### [JOB]
Check each line of the listing below for the string "index", and copy the ones that have it.

--- MATERIALS PROVIDED ---

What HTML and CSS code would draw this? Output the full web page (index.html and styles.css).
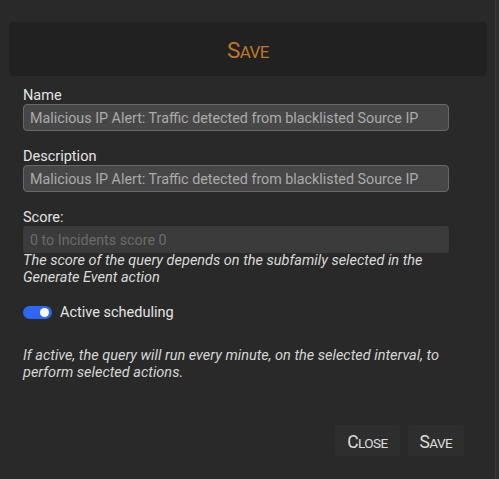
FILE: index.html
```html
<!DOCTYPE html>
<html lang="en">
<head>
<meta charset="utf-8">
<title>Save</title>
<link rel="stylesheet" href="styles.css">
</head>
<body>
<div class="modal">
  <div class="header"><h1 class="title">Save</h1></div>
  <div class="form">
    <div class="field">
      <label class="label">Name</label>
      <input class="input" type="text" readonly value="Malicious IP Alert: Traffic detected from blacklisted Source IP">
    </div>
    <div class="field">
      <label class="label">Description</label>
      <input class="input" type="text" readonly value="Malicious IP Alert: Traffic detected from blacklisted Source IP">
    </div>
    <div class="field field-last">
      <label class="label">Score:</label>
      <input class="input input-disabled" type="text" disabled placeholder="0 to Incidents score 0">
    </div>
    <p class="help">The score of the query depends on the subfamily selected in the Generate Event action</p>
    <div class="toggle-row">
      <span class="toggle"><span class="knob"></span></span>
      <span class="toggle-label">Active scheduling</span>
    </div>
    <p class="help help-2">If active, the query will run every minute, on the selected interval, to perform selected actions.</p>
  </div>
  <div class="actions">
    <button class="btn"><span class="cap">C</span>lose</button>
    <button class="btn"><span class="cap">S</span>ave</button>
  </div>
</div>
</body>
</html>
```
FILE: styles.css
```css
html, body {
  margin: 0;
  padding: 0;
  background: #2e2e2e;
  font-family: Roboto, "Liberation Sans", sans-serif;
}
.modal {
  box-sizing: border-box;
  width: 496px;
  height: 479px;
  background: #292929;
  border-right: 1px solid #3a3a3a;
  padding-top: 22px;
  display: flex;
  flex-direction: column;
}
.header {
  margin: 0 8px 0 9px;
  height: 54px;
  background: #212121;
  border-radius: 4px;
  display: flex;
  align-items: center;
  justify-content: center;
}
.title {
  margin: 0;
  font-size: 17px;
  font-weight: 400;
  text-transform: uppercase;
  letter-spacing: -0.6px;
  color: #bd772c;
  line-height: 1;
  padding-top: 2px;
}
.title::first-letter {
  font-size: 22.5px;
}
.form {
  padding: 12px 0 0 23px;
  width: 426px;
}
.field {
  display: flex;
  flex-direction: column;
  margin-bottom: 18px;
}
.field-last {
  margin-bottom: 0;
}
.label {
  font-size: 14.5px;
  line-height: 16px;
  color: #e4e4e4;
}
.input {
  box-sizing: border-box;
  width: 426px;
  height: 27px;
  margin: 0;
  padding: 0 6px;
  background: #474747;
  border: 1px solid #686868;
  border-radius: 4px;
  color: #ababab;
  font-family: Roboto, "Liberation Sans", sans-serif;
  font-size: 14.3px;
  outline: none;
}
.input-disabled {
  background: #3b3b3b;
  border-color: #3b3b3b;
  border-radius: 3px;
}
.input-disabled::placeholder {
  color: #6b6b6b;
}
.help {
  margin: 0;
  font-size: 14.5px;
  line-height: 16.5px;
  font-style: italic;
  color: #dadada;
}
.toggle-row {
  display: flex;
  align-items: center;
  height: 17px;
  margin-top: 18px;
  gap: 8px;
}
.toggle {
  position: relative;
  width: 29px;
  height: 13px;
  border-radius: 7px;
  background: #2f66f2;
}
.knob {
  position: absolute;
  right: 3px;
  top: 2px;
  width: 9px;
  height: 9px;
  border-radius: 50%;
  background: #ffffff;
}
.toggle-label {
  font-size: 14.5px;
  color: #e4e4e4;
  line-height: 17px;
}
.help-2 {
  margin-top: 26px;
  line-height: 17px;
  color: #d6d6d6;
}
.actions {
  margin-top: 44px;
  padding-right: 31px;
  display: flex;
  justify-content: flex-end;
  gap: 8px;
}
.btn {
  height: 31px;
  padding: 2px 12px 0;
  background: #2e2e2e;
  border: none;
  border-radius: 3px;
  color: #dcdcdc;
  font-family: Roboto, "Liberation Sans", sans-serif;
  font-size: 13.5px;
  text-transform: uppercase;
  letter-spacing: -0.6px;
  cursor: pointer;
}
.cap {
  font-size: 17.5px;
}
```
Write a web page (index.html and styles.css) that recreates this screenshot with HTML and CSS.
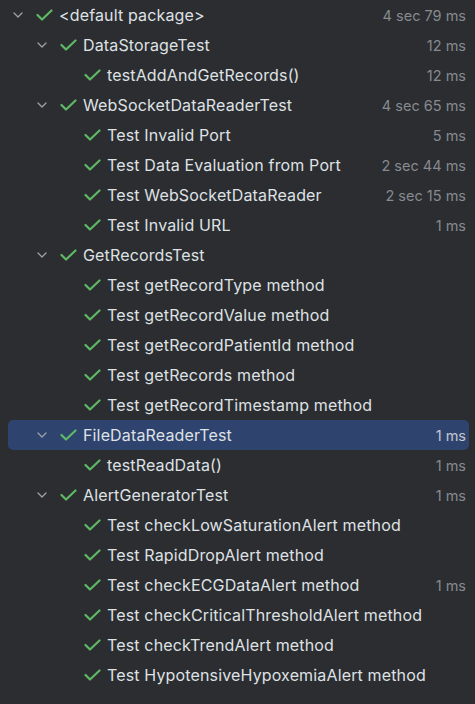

---

### [EXERCISE SOLUTION]
What HTML and CSS code would draw this? Output the full web page (index.html and styles.css).
FILE: index.html
Write a web page (index.html and styles.css) that recreates this screenshot with HTML and CSS.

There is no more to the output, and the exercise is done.